An interview can make or break a company’s relationship with a new hire.
A thorough interview process, using a validated talent assessment, looking for strengths, talents, and fit for the position, and examining fit to culture, can provide a strong jump off to a successful and lucrative career.
A desperation hire where a “warm body” is hired with no thought to their success can only lead to frustration, bad feelings on both sides, and repeating the process when the new hire quits. So, what are the secrets to a strong interviewing process and successful employer/employee relationship?
1. Job Analysis and Spec Sheet
Before you do anything else, think about your “must-haves." What are the strengths, talents, skills, and experience that are critical to this role?
Having those items firmly in mind will clarify the type of candidate you are searching for. Try to make your must-have list as specific as possible. Yes, a candidate with superstar strength in every area would be amazing, but since those candidates may be in short supply, what are the talents you just can’t live without?
If you're not sure which talents to prioritize, review your current team and think about the team member who you would clone if you could. Think about the talents that make them especially successful and put those on your list.
2. Validated Talent Assessment
Now that your talent priorities are clear, ask your candidates to take a validated talent assessment like the Sales Talent Assessment (STA) and compare the candidate's talents to your Spec Sheet.

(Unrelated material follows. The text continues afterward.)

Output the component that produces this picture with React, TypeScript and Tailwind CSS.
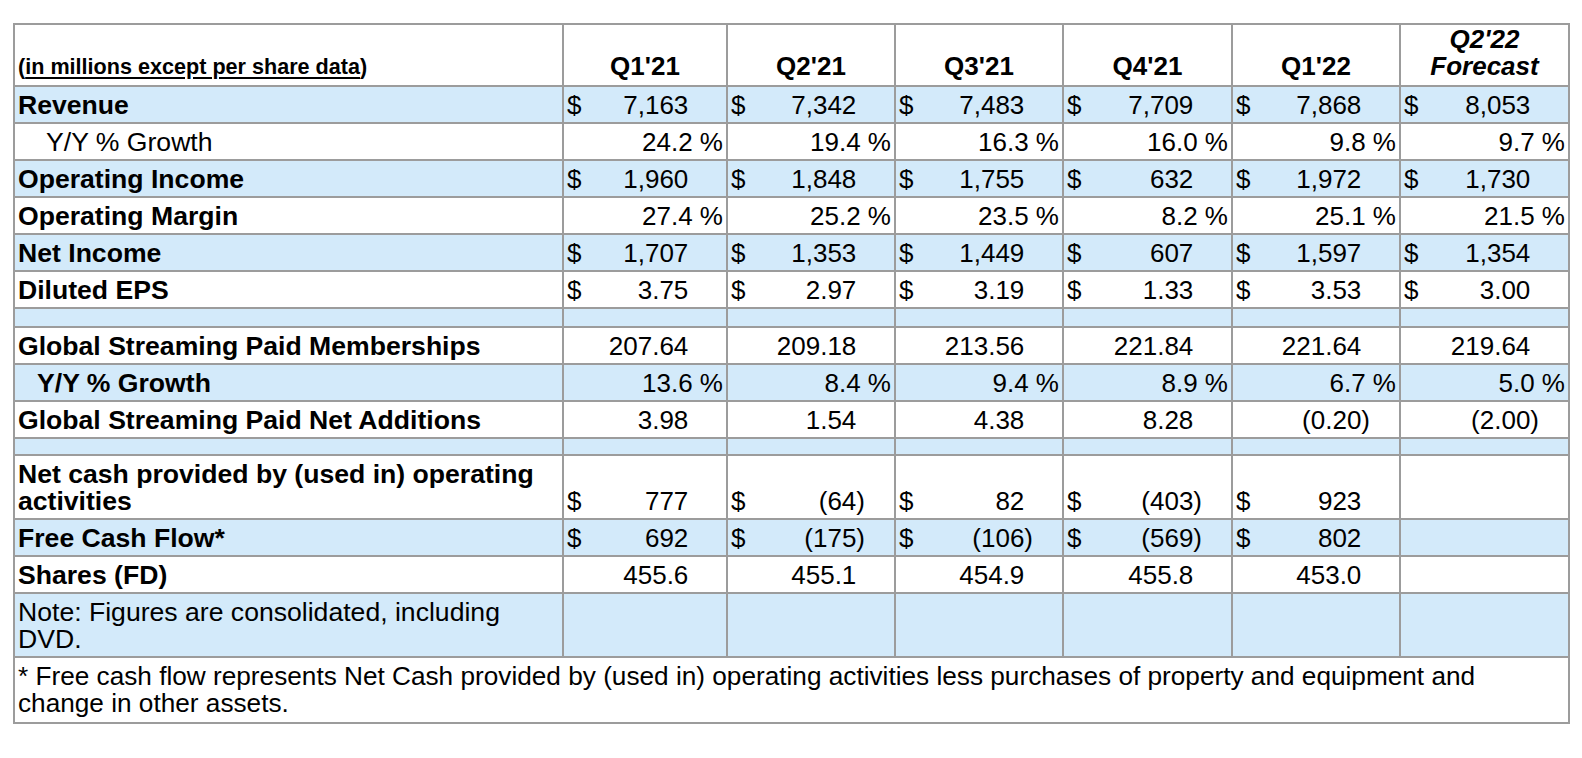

How do their talents line up?
If possible, do this before you the first interview. Why? Because this helps you avoid both the glare of someone with an amazing personality, as well as any personal biases. If you look at talents first, and not experience, education, personal appearance, socioeconomic status, race, color, or creed, you will keep biases out of your initial selection process.
3. Pre-Hire Feedback Call
If available, sit down with a Certified Talent Analyst and review the candidate’s talent assessment. Come to the call equipped with your must-have list and also think about the role you are looking to fill and the culture the candidate would be joining.
Your Talent Analyst can point out possible culture and team connections and disconnects along with strengths that will help the candidate succeed and weaknesses that will trip them up.
4. Initial Interview
The initial interview tends to set the stage for the rest of the process, so create a plan on how you will put the candidate at ease.
Allow enough time to chat a bit and get to know them. Some people are extremely uncomfortable on the phone or on video, so think about some easy warm-up questions that will settle their nerves. Most people like to talk about themselves, so make it all about them!
Now listen for your must-have talents.
How?
If you're looking for someone who is confident and good at closing, listen for if and how they sell themselves. If you need an adaptive learner who will soak up information, listen for them wanting to learn your systems and showing interest in your products. And always allow time for questions. Your candidate is interviewing you while you interview them, so invite questions and be as transparent as possible.
5. Panel Interview
Sometimes, several heads really are better than one.
Having a variety of people, in a variety of jobs, sit down and interview a candidate can give some interesting insights. One interviewer may be particularly tuned in to the candidate’s positivity, while another picks up on an intensity that makes them uncomfortable. Listen to everyone’s impression so you have a well-rounded feel for this candidate.
And remember, choose a comfortable setting at a round table so it feels more like a friendly get-together and less like a tribunal.
6. Role Play Interviews
Think about how your new hire will spend most of their time. Cold Calling? Working with existing customers?
Whatever their focus is going to be, try doing some role-playing around that. Pretend to be the client or ask a coworker who they have not met yet to be the client and see how they handle a “normal” situation. Throw in some objections and conversation stoppers that are common to your business and community.
How do they handle those obstacles? Pose a few specific problems they are likely to encounter and see how they react. This will give you a feel for how they will collaborate with your clients and prospects.
Final Thought
You're interviewing for a new team member, someone who will influence your clients, your team, and your company culture.
The candidate is interviewing the person who will affect their work (and home) life for weeks, months, or hopefully years to come.
While how their strengths, talents, and personality fit on your team is vital, how well your coaching style fits them is vital as well. Put forth an effort to show off your management skills and impress them with how you care for your team.
And always end the interview process on a positive note, even if you decide not to hire. If they're not a future member of your team, they may be a future client, so make them love your company, even if they are not going to be part of it.